Ни следа от обычной утренней галантности.
– Одевайтесь, – сказал он тоном, не предвещающим ничего хорошего.
– Зачем? – трусливо спросила я. И поняла, что все наши дружеские посиделки ничего не стоили перед его короткой репликой.
– Ничего страшного, – он попытался успокоить меня, он уже сожалел о жестком тоне, – просто съездим в одно место и все… Возможно, кое-что из этого получится. Вы ведь хотите знать правду о себе?
– Мне не во что одеться, – наивная уловка, если учесть принесенное капитаном.
– Одевайтесь, здесь вполне приличные вещи.
– Это не моя одежда.
– Это ваша одежда. Она пострадала в аварии меньше вас. Так что одевайтесь.
– Отвернитесь, – единственное, что я нашлась сказать ему, – я все-таки женщина. Капитан хмыкнул:
– Вы все-таки женщина, но уж поверьте, не первая, чьи прелести я видел. Я не отвернусь.
– В интересах следствия?
– Именно в интересах следствия.
Конечно же, все, что он делал, было в интересах следствия.
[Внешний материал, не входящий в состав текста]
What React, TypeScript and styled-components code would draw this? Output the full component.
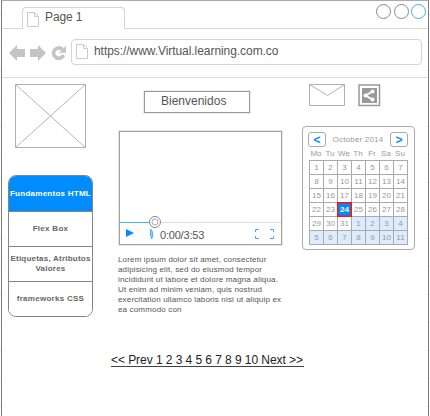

Я спустила ноги с кровати, еще до конца не осознав того, что мне сейчас предстоит: облачиться в потрепанную шкурку своей прежней жизни. Очная ставка в присутствии официального свидетеля – разве это не волнующий момент?..
…Джинсы, рубашка, свитер, ботинки – все действительно было в приличном состоянии, во всяком случае на первый взгляд. Но этому не стоит доверять – я и сама на первый взгляд в приличном состоянии. Только внимательно рассмотрев вещи, я заметила наспех зашитые дырки и совсем уже неразличимые бурые пятна. Нет, я не могла носить этих вещей, они мне не нравятся. Ни одна женщина не наденет то, что ей не нравится. Эти шмотки подошли бы той, погибшей, с короткими черными волосами, это как раз в стиле ее бесшабашной и мгновенной смерти… Остановись, остановись, это твое воображение разыгралось. В последнее время я пользовалась им по поводу и без повода, катала его, как китайские шары в руках… Несколько оторванных пуговиц на рубашке, несколько спущенных петель на свитере, вырванный «язык» замка на джинсах… И никакого запаха, который бы выдал в них долгое присутствие человека. Вещи были абсолютно стерильны.
– Вы их в автоклаве выпаривали? – спросила я, оттягивая момент облачения.
– Вроде того, – равнодушно сказал капитан.
– А до этого?
– Проходили в качестве вещдоков.
Я сунула палец в дырку на рукаве свитера:
– Я это не надену.
– Ничего другого предложить не могу, – капитан начал терять терпение, – нету у нас денег вам новую одежонку справлять.
Я подчинилась. Ничего другого мне не оставалось. Я даже не стеснялась своего бледного, усохшего за время болезни тела. Только грудь победно возвышалась над этим кладбищем ребер и почти атрофированных мышц. Краем глаза я заметила, что капитан пристально посмотрел на меня, – черт возьми, вот и первая чисто мужская оценка. Капитаны, даже работники органов, – тоже люди, кто бы мог подумать… Взгляд его скользнул выше, и я пошла за ним как привязанная. Эта дорога привела меня к нескольким шрамам под ключицами – видимо, мою грудную клетку все-таки потрошили.